U24A-07
Climatic, tectonic, and biological factors affecting the oxidation state of the atmosphere and oceans: Implications for Phanerozoic O2 evolution

Tuesday, 15 December 2015: 17:30
3002 (Moscone West)
Kazumi Ozaki, AORI, University of Tokyo, Kashiwa, Chiba, Japan and Eiichi Tajika, Univ Tokyo-Frontier Sciences, Chiba, Japan
Abstract:
The Earth’s atmosphere and oceans have seen fundamental changes in its oxidation state in response to the climatic, tectonic and geochemical variations. Over the past decade, several geochemical proxies have led to significant progress in understanding the paleredox states of ancient oceans. However, a quantitative interpretation of these data for atmospheric O2 levels remain unclear because the relationship between atmospheric O2 levels (pO2) and oceanic redox state depends on several environmental factors, such as terrestrial weathering rate, sea-level stands, and sinking rate of particulate organic matter (POM) in the water column and so on.
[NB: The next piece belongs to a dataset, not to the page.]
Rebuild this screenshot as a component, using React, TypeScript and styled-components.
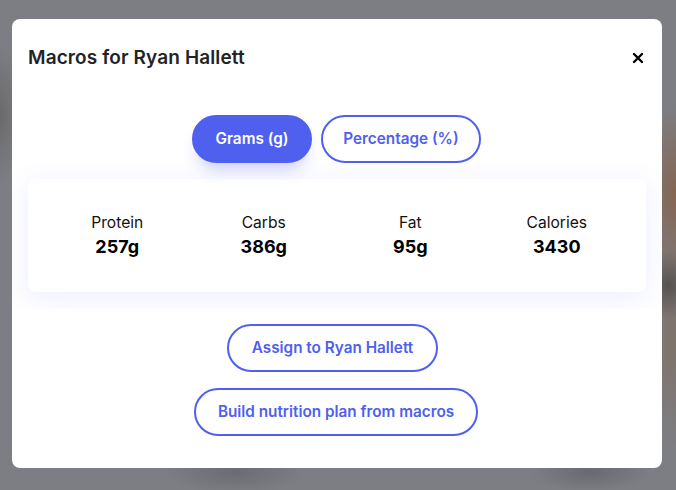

It is widely thought that the redox-dependent P cycling also plays a crucial role in regulating pObecause it acts as a negative feedback on a geological timescale. It is important that strength of this feedback for a given pO2 is also modulated by environmental factors, affecting not only O2 levels at steady state but also its susceptibility to environmental changes. In this study, a quantitative role of environmental factors in the oxidation state of Earth’s surface environment is evaluated with an oceanic biogeochemical cycle model (CANOPS) coupled with global C cycle model, which enables us to understand the ancient CO2 and O2 evolution. Our results demonstrate that atmospheric O2 level at steady state is affected by CO2 input flux from Earth’s interior via changes in biogeochemical cycles, but its response is modulated by several internal factors such as shelf area and POM sinking rate. We also found that early Paleozoic atmospheric O2 levels before the advent of land plant would be determined so that oceans may locate at the “edge of anoxia (EoA)” where the redox-dependency of marine P cycle plays a crucial role in regulating O2 cycle, and that POM sinking rate has a great impact on the EoA. Our findings provide insights into the O2 cycle over the Phanerozoic in response to the climatic and tectonic variations and also shed light on the causal linkage between the critical biological evolution (such as an establishment of biological pump and advent of land plant) and the oxidation state of the atmosphere and oceans.